Tive que fazer o que já tentava evitar: falar do elevador. “É como se fosse um quartinho apertado, com um botão na porta. Você aperta esse botão e o bicho, sozinho, vai buscá-lo. Lá dentro, com a porta já fechada, você escolhe numa fileira de outros botões numerados até onde quer subir. E o bicho obedece”. Deu-me, em troca, um ar zombeteiro e um “Vixe, Maria”. Fazer o quê?
Paulo me contava, depois: “Coló disse que você voltou do Recife mentindo feito o cão”. Bem que este meu amigo tentou me defender. Parou quando, ele próprio, sentiu o deboche de outro participante do nosso grupo. Acostumado, como eu, ao Recife, o galego Gilson lembrou que nosso Paulo nada conhecia maior do que o Ipase, o antigo Instituto de Previdência e Aposentadoria de Servidores do Estado, prédio com altura insignificante, no coração de João Pessoa. Preciso dizer que esses dois, penosamente, se foram deste mundão de Deus, há pouco tempo, quando a Capital da Paraíba exibia algumas das edificações mais elevadas do País.
Nada, certamente, capaz de assombrar um Coló exportado pela má sorte, na adolescência, para os guetos e favelas do Rio e, em seguida, de São Paulo, ao que informaram alguns amigos em comum por ocasião de uma das minhas visitas à cidadezinha onde quase nasci. Cheguei ali com seis meses de vida.
Mais do que da perda definitiva dos companheiros bem-sucedidos na vida em razão do estudo e da boa remuneração, eu me ressinto das partidas de gente como Coló a quem a má sina reservou suas cotas pesadas de suor e padecimento.
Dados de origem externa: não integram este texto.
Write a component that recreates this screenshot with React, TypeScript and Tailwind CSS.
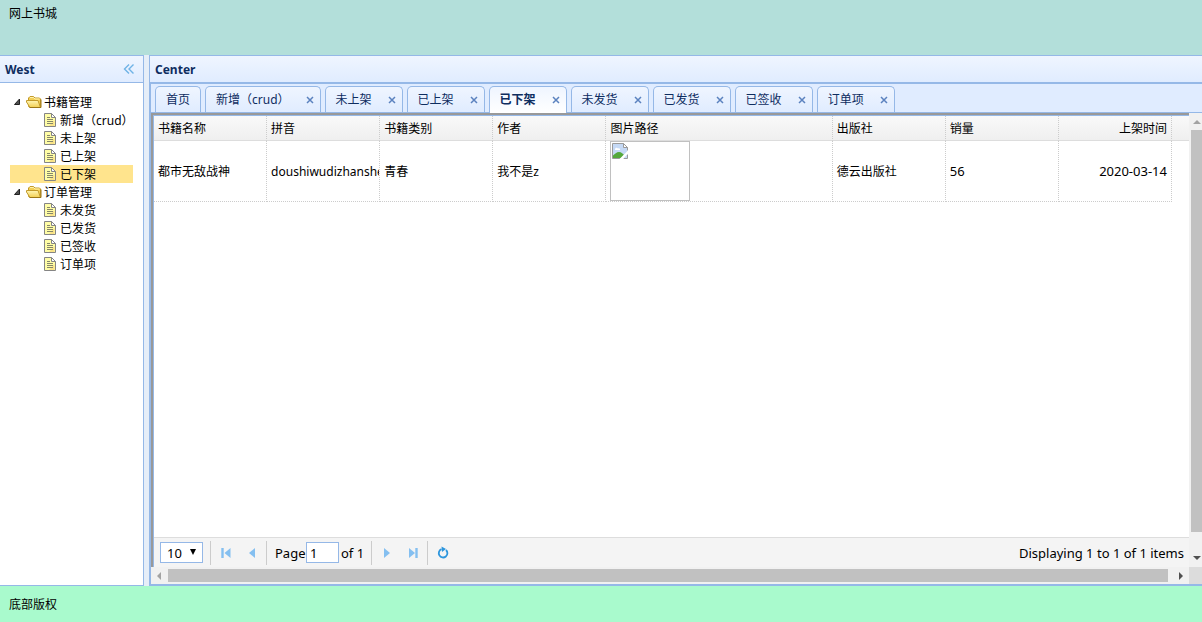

Não sei se ainda vive o menino que desacreditava dos arranha-céus nem que família constituiu. Seja como for, torço para que seus filhos, caso existam, tenham obtido dos deuses, ou das circunstâncias, os meios para o aprendizado e o emprego decente. Ao mesmo tempo, inquieta-me a percepção de que isso tem sido graça menos alcançada pelos pobres de Jó num mundo, desgraçadamente, ainda muito injusto e desigual.
Suponho que meu amigo Coló pôde reunir a provável cria para contar da infância, dos banhos em poços do Paraíba, do futebol nos bancos de areia e da vida, apesar dos pesares, mais segura e tranquila. Gosto de pensar que, em algum momento, ele tenha falado de mim e dos outros com os quais também brincava com piões, papagaios, bolas de gude e de meia.
O coração de criança, que agora me bate no peito, torce com todas as forças para que estas lembranças tenham, se necessário, acalentado o velho Coló nos prováveis momentos de aflição. Que, em pensamento, o tenham reconduzido às cheias do Paraíba, às mangas, sapotis e cajaranas daqueles quintais, à terra que o viu nascer, às brincadeiras que perdeu e aos amigos de infância não mais vistos. E, se preciso for, digam os anjos amém.